“Three way optionals” / Distinguishing unknown and absent values

kibigo · March 7, 2021, 10:33pm

In some cases, it is important to distinguish between “unknown value” (because it has not been allocated; because it is not determinable from the given information) and “absent” (known not to be present), two cases which ordinarily would be treated as nil using Swift optionals.

One option would be to use a double‐optional (Optional<Optional<A>>), where the outer optional represents known or unknown and the inner represents present or absent.

Another would be to effectively re‐implement Optional-like logic in a three‐valued context on a custom enum; i.e.

enum PossiblyUnknownOrAbsentValue <Wrapped> {

  /// It is not known whether the value is present, and if so, what its value might be.
  case unknown

  /// The value is known not to exist.
  case absent

  /// The value is known to exist and have the given value.
  case value (Wrapped)

}

(Yet, it seems less‐than‐ideal to me for such a fundamental data structure to be implemented [and potentially re‐implemented] via module code.)

I am curious whether the Swift community has encountered situations like this before, and whether there are existing conventions regarding representing these kinds of values.

Anachron · March 7, 2021, 11:05pm

I haven't met that particular problem before, but I'd definitely be in favour of a dedicated enum, because how would you interpret Optional<Optional<Optional<A>>>> then?
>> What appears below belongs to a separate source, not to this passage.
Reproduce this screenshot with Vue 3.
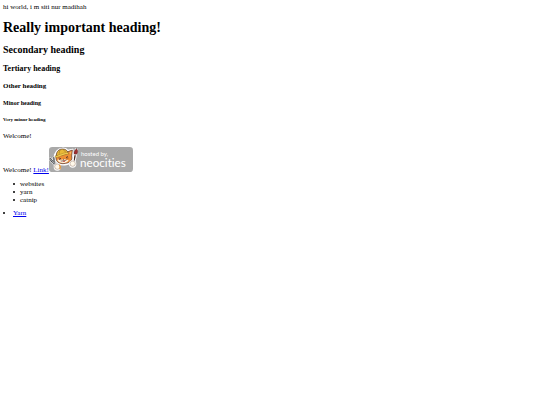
<script setup>
const items = ['websites', 'yarn', 'catnip'];
</script>

<template>
    <main>
        hi world, i m siti nur madihah
        <h1>Really important heading!</h1>
        <h2>Secondary heading</h2>
        <h3>Tertiary heading</h3>
        <h4>Other heading</h4>
        <h5>Minor heading</h5>
        <h6>Very minor heading</h6>

        <p>Welcome!</p>

        <div class="intro">
            <span>Welcome! <a href="#">Link!</a></span>
            <svg class="badge" viewBox="0 0 252 75" role="img" aria-label="hosted by neocities">
                <rect x="0" y="0" width="252" height="75" rx="10" fill="#a9a9a9" />

                <!-- wrench -->
                <g fill="none" stroke-linecap="round" stroke-linejoin="round">
                    <path d="M4 36l5 7 7-2-1-8M10 42l12 16" stroke="#fff" stroke-width="9" />
                    <path d="M4 36l5 7 7-2-1-8M10 42l12 16" stroke="#444" stroke-width="6" />
                    <path d="M4 36l5 7 7-2-1-8M10 42l12 16" stroke="#a5a9ad" stroke-width="3" />
                </g>

                <!-- brush -->
                <g stroke-linecap="round">
                    <path d="M82 9L73 51" stroke="#fff" stroke-width="10" />
                    <path d="M79 22L73 51" stroke="#4a2a25" stroke-width="4" />
                    <path d="M83 5c5 6 4 12 0 17h-8c-2-7 2-13 8-17z" fill="#9c2f32" stroke="#4a2a25" stroke-width="1" />
                    <path d="M76 23l6 1" stroke="#ddd" stroke-width="3" />
                </g>

                <!-- cat head -->
                <path d="M24 12C32 2 50 2 57 11L71 8l1 21c2 13-6 21-20 23-19 3-31-4-32-17l-3-11z" fill="#fff" stroke="#fff" stroke-width="5" stroke-linejoin="round" />
                <path d="M22 24l-1 12c3 12 15 16 29 13 14-2 21-10 18-22l2-18-16 6z" fill="#ee8f35" stroke="#4a2a25" stroke-width="2" stroke-linejoin="round" />
                <path d="M61 17l6-4-1 9z" fill="#f6b46c" />
                <path d="M25 39c7-3 12 1 18-2 7-2 10 2 16 2-2 5-6 8-13 9-10 1-18-2-21-9z" fill="#fff1dc" />
                <path d="M22 26c0-13 8-20 19-20 9 0 15 5 16 13L40 24z" fill="#e9b938" stroke="#4a2a25" stroke-width="2" stroke-linejoin="round" />
                <path d="M18 27c11-2 22-9 37-11l5 5c-14 1-26 8-40 11z" fill="#f4cf4c" stroke="#80551f" stroke-width="1" stroke-linejoin="round" />
                <path d="M34 9c-3 4-4 7-3 11M44 7c1 4 3 7 6 8" fill="none" stroke="#9e742a" stroke-width="2" />
                <path d="M30 33l6 2-5 3M56 28l-5 4 6 1M36 42c3 1 6 0 7-2 3 2 6 1 9-1" fill="none" stroke="#4a2a25" stroke-width="2" stroke-linecap="round" />
                <path d="M41 36l5-1-2 3z" fill="#4a2a25" />
                <path d="M41 42l7-1c0 5-5 6-7 1z" fill="#c34b3d" />

                <!-- paws -->
                <circle cx="25" cy="60" r="11" fill="#fff" />
                <circle cx="25" cy="59" r="8" fill="#fff8ea" stroke="#6b4638" stroke-width="1" />
                <path d="M31 53c4 4 4 9 1 14" fill="none" stroke="#e59a42" stroke-width="4" />
                <circle cx="71" cy="51" r="11" fill="#fff" />
                <circle cx="71" cy="50" r="8" fill="#fff8ea" stroke="#6b4638" stroke-width="1" />

                <text class="small" x="96" y="28">hosted by,</text>
                <text class="name" x="93" y="61">neocities</text>
            </svg>
        </div>

        <ul class="list">
            <li v-for="item in items" :key="item">{{ item }}</li>
        </ul>

        <ul class="links">
            <li><a href="#">Yarn</a></li>
        </ul>
    </main>
</template>

<style>
body {
    margin: 0;
    background: white;
}
</style>

<style scoped>
main {
    padding: 3px;
    font-family: "Liberation Serif", "Times New Roman", serif;
    font-size: 7px;
    line-height: 8px;
    color: black;
}

h1 {
    margin: 9px 0;
    font-size: 14px;
    line-height: 15px;
}

h2 {
    margin: 9px 0 8px;
    font-size: 10px;
    line-height: 12px;
}

h3 {
    margin: 8px 0;
    font-size: 8px;
    line-height: 10px;
}

h4 {
    margin: 8px 0 10px;
    font-size: 7px;
    line-height: 8px;
}

h5 {
    margin: 10px 0;
    font-size: 6px;
    line-height: 6px;
}

h6 {
    margin: 11px 0 10px;
    font-size: 5px;
    line-height: 5px;
}

p {
    margin: 7px 0;
}

a {
    color: #0000ee;
}

.intro {
    display: flex;
    align-items: last baseline;
}

.badge {
    width: 84px;
    height: 25px;
}

.badge text {
    fill: white;
    font-family: Lato, "Open Sans", sans-serif;
    font-variant-ligatures: none;
}

.badge .small {
    font-size: 18px;
}

.badge .name {
    font-size: 35px;
}

ul {
    margin: 6px 0 5px;
    padding: 0;
    list-style: none;
}

li {
    display: flex;
    align-items: center;
}

li::before {
    content: "";
    width: 2px;
    height: 2px;
    border-radius: 1px;
    background: black;
}

.list {
    padding-left: 10px;
}

.list li {
    gap: 5px;
}

.links {
    margin: 5px 0;
}

.links li {
    gap: 8px;
}
</style>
Also, nested optionals can be collapsed using flatMap{$0} - or even better: don't even let nested Optionals arise by using flatMap in whichever computation gives you a nested optional. Your enum is definitely better suited for this situation.

Maybe also consider Result<Success, Failure> (which ships with Swift) with a dedicated enum for failure:

enum DataError : Error {
   case absent
   case unknown
}

kibigo · March 8, 2021, 3:48am

Allow me to give a concrete example, which may better illustrate the problem. Suppose we are cataloguing :Books, which may be either physical or digital, and we are interested in the size of these books in physical or digital space. For physical books, we might use a :thickness property, to give the thickness of the book as it sits on a shelf. For digital books, we might use a :fileSize property to indicate their size in bytes, as they might be stored in some medium.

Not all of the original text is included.